MOst feature about the architecture of Shosoin
Some distinctive features of this building style are the triangular, wooden beams that come together in the corners, as well as the fact that it was assembled without using any bolts nor nails.
This could be slightly surprising for its height of 14 m, width of 33 m and depth of about 9.3 m.
However, it was a logical and smart step. As a result of assembling the storehouse without bolts or nails, the structure became very flexible and able to withstand earthquakes, a phenomenon of nature that Japan was already well acquainted with during Nara period.
Todaiji treasure house, Shosoin, contains countless items that reveal Japan’s long history of interaction with other countries.
The five-string lute, which originated in India, was often played in Japan in the 8th century.
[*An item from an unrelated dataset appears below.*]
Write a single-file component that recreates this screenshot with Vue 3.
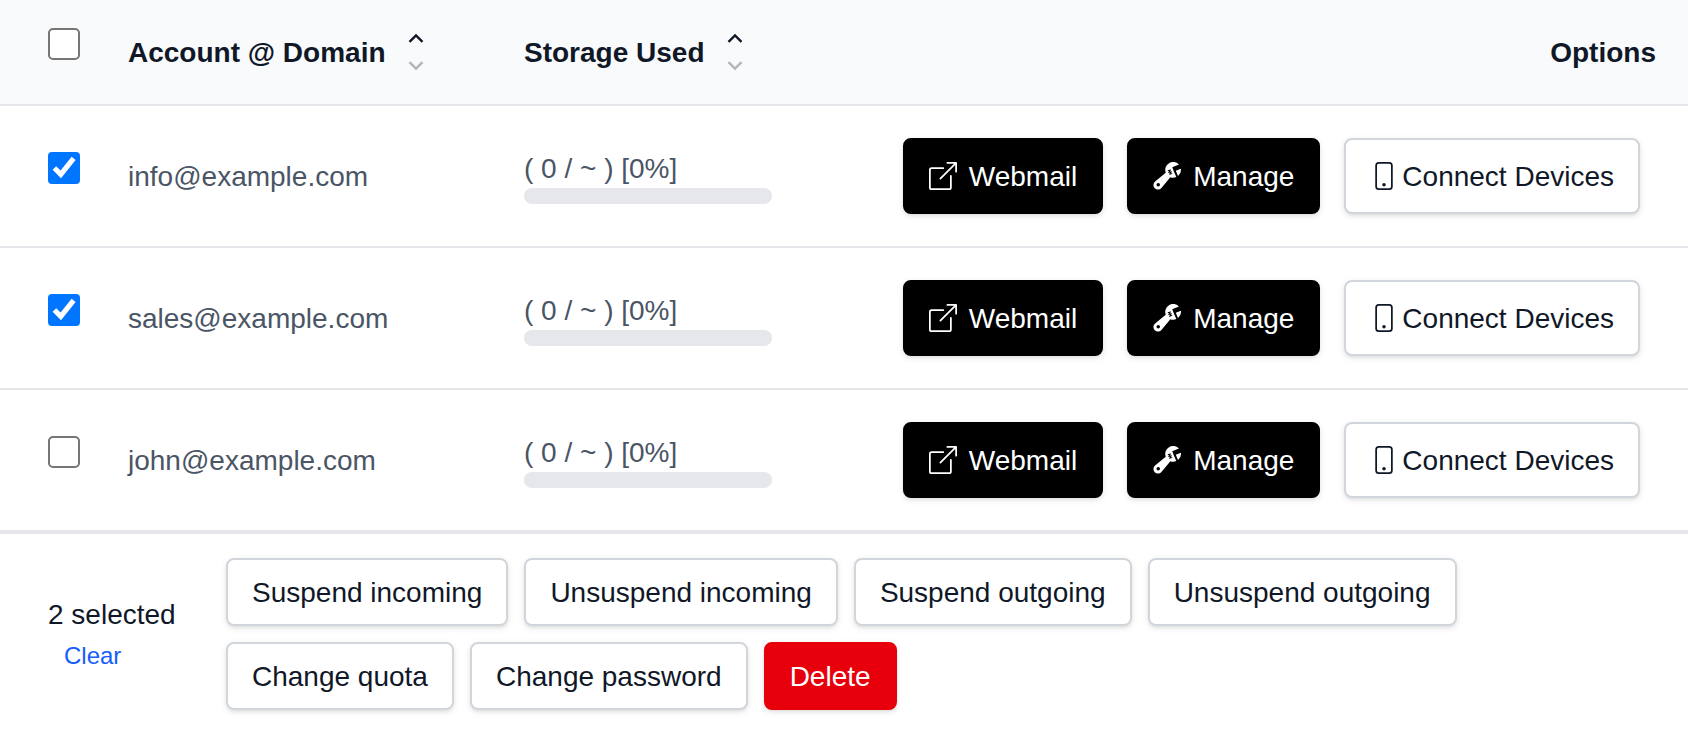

It’s clear that Nara, the capital of Japan at the time, was a cosmopolitan city that had links with the Middle East and Europe.
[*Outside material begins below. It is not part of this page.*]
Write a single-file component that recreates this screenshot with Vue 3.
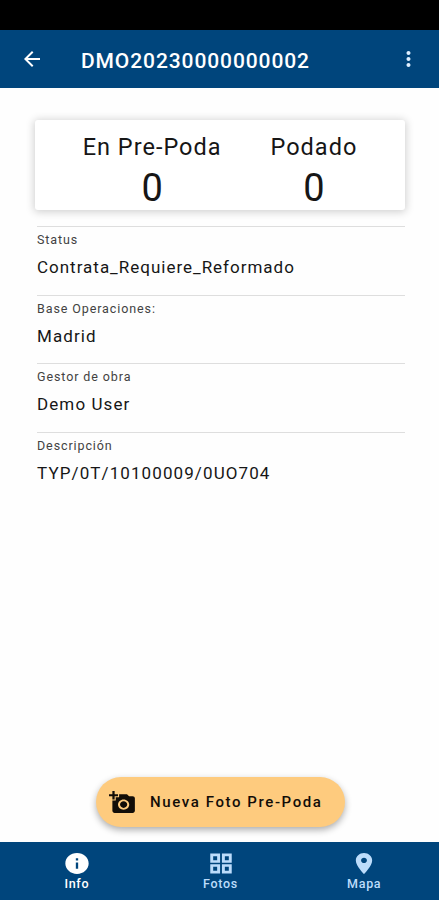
<script setup>
import { ref } from 'vue'

const counters = [
  { id: 'pre', label: 'En Pre-Poda', value: 0 },
  { id: 'done', label: 'Podado', value: 0 }
]

const fields = [
  { id: 'status', label: 'Status', value: 'Contrata_Requiere_Reformado' },
  { id: 'base', label: 'Base Operaciones:', value: 'Madrid' },
  { id: 'gestor', label: 'Gestor de obra', value: 'Demo User' },
  { id: 'desc', label: 'Descripción', value: 'TYP/0T/10100009/0UO704' }
]

const tabs = [
  {
    id: 'info',
    label: 'Info',
    path: 'M12 2C6.48 2 2 6.48 2 12s4.48 10 10 10 10-4.48 10-10S17.52 2 12 2zm1 15h-2v-6h2v6zm0-8h-2V7h2v2z'
  },
  {
    id: 'fotos',
    label: 'Fotos',
    path: 'M2.8 2.5v8.8h8.4V2.5H2.8zm5.9 6.3H5.3V5h3.4v3.8zM2.8 12.7v8.8h8.4v-8.8H2.8zM8.7 19H5.3v-3.8h3.4V19zm4.1-16.5v8.8h8.4V2.5h-8.4zm5.9 6.3h-3.4V5h3.4v3.8zm-5.9 3.9v8.8h8.4v-8.8h-8.4zm5.9 6.3h-3.4v-3.8h3.4V19z'
  },
  {
    id: 'mapa',
    label: 'Mapa',
    path: 'M12 2C8.13 2 5 5.13 5 9c0 5.25 7 13 7 13s7-7.75 7-13c0-3.87-3.13-7-7-7zm0 9.5c-1.38 0-2.5-1.12-2.5-2.5s1.12-2.5 2.5-2.5 2.5 1.12 2.5 2.5-1.12 2.5-2.5 2.5z'
  }
]

const currentTab = ref('info')
</script>

<template>
  <div class="screen">
    <div class="status-bar"></div>

    <header class="app-bar">
      <button class="icon-btn" aria-label="Volver">
        <svg class="back" viewBox="0 0 24 24">
          <path d="M20 11H7.83l5.59-5.59L12 4l-8 8 8 8 1.41-1.41L7.83 13H20v-2z" />
        </svg>
      </button>
      <h1 class="title">DMO20230000000002</h1>
      <button class="icon-btn" aria-label="Menú">
        <svg class="more" viewBox="0 0 24 24">
          <path d="M12 8c1.1 0 2-.9 2-2s-.9-2-2-2-2 .9-2 2 .9 2 2 2zm0 2c-1.1 0-2 .9-2 2s.9 2 2 2 2-.9 2-2-.9-2-2-2zm0 6c-1.1 0-2 .9-2 2s.9 2 2 2 2-.9 2-2-.9-2-2-2z" />
        </svg>
      </button>
    </header>

    <main class="content">
      <section class="card">
        <div v-for="item in counters" :key="item.id" class="counter">
          <span class="counter-label">{{ item.label }}</span>
          <span class="counter-value">{{ item.value }}</span>
        </div>
      </section>

      <section class="fields">
        <div v-for="field in fields" :key="field.id" class="field">
          <span class="field-label">{{ field.label }}</span>
          <span class="field-value" :class="field.id">{{ field.value }}</span>
        </div>
      </section>

      <button class="fab">
        <svg class="camera" viewBox="0 0 24 24" preserveAspectRatio="none">
          <path d="M3 4V1h2v3h3v2H5v3H3V6H0V4h3zm3 6V7h3V4h7l1.83 2H21c1.1 0 2 .9 2 2v12c0 1.1-.9 2-2 2H5c-1.1 0-2-.9-2-2V10h3zm7 9c2.76 0 5-2.24 5-5s-2.24-5-5-5-5 2.24-5 5 2.24 5 5 5zm-3.2-5c0 1.77 1.43 3.2 3.2 3.2s3.2-1.43 3.2-3.2-1.43-3.2-3.2-3.2-3.2 1.43-3.2 3.2z" />
        </svg>
        <span>Nueva Foto Pre-Poda</span>
      </button>
    </main>

    <nav class="tab-bar">
      <button
        v-for="tab in tabs"
        :key="tab.id"
        class="tab"
        :class="{ active: currentTab === tab.id }"
        @click="currentTab = tab.id"
      >
        <svg viewBox="0 0 24 24" preserveAspectRatio="none"><path :d="tab.path" /></svg>
        <span>{{ tab.label }}</span>
      </button>
    </nav>
  </div>
</template>

<style>
body {
  margin: 0;
  background: #fff;
}
</style>

<style scoped>
.screen {
  height: 100vh;
  display: flex;
  flex-direction: column;
  overflow: hidden;
  background: #fefefe;
  color: #161616;
  font-family: Roboto, "Liberation Sans", sans-serif;
}

button {
  margin: 0;
  padding: 0;
  background: none;
  border: none;
  color: inherit;
  font-family: inherit;
  cursor: pointer;
}

svg {
  display: block;
  fill: currentColor;
}

.status-bar {
  height: 30px;
  flex-shrink: 0;
  background: #000;
}

.app-bar {
  height: 58px;
  flex-shrink: 0;
  display: flex;
  align-items: center;
  padding: 0 18px 0 19px;
  background: #00457c;
  color: #fff;
}

.icon-btn {
  flex-shrink: 0;
}

.back {
  width: 26px;
  height: 24px;
}

.more {
  width: 25px;
  height: 24px;
  color: #dfefff;
}

.title {
  flex: 1;
  margin: 3px 0 0 36px;
  font-size: 21px;
  line-height: 24px;
  font-weight: 500;
  letter-spacing: 0.9px;
}

.content {
  flex: 1;
  display: flex;
  flex-direction: column;
  padding: 32px 34px 15px 35px;
}

.card {
  height: 90px;
  box-sizing: border-box;
  display: flex;
  justify-content: center;
  gap: 49px;
  padding-top: 11px;
  background: #fff;
  border-radius: 3px;
  box-shadow: 0 1px 8px 1px rgba(0, 0, 0, 0.19);
}

.counter {
  display: flex;
  flex-direction: column;
  align-items: center;
}

.counter-label {
  font-size: 23.5px;
  line-height: 32px;
  letter-spacing: 1px;
}

.counter-value {
  font-size: 38px;
  line-height: 50px;
}

.fields {
  margin: 16px 0 0 2px;
}

.field {
  height: 68.6px;
  box-sizing: border-box;
  display: flex;
  flex-direction: column;
  border-top: 1px solid #dedede;
}

.field-label {
  margin-top: 4px;
  font-size: 12.5px;
  line-height: 18px;
  letter-spacing: 0.9px;
  color: #424242;
}

.field-value {
  margin-top: 6px;
  font-size: 17px;
  line-height: 24px;
  letter-spacing: 1.1px;
}

.field-value.status {
  letter-spacing: 0.99px;
}

.fab {
  width: 249px;
  height: 50px;
  margin: auto 0 0 61px;
  padding-left: 13px;
  display: flex;
  align-items: center;
  gap: 14px;
  border-radius: 25px;
  background: #fecb7e;
  color: #120d08;
  box-shadow: 0 3px 7px rgba(0, 0, 0, 0.32);
  font-size: 15px;
  font-weight: 500;
  letter-spacing: 1.6px;
  white-space: nowrap;
}

.camera {
  width: 27px;
  height: 25px;
}

.tab-bar {
  height: 58px;
  flex-shrink: 0;
  box-sizing: border-box;
  display: flex;
  padding: 9px 3px 0 5px;
  background: #00457c;
  color: #bcdcfb;
}

.tab {
  flex: 1;
  display: flex;
  flex-direction: column;
  align-items: center;
  font-size: 12.5px;
  line-height: 14px;
  font-weight: 500;
  letter-spacing: 0.7px;
}

.tab svg {
  width: 28px;
  height: 25px;
  margin-bottom: 1px;
}

.tab.active {
  color: #fff;
}
</style>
Why are there so many deer in the park in Nara?
Well. I’ve heard a lot of almost same questions about deer in Nara asking if they are domesticated or wild and why is Nara Park, which includes Kofukuji Temple and Kasuga Taisha Shrine, always full of deer?
Deer that live in Nara Park are wild animals designated as national natural monuments. Therefore, they are not animals that are bred. Wild animals are “nothings” and do not have an owner.
What more important is deer are regarded as the sacred messengers of the deities enshrined at Kasuga Taisha Shrine, and for that reason they are protected inside the park.
However, it is illegal for an individual to catch or hurt.
Deer are cute animals, but they can be damaged if they don’t know their ecology. Moreover, it is likely to harm the health of the deer and to kill it if it gives sweets etc. just because it is accustomed to the person.
Tōdaiji is a temple that gives us great insight into various phases of Japanese culture.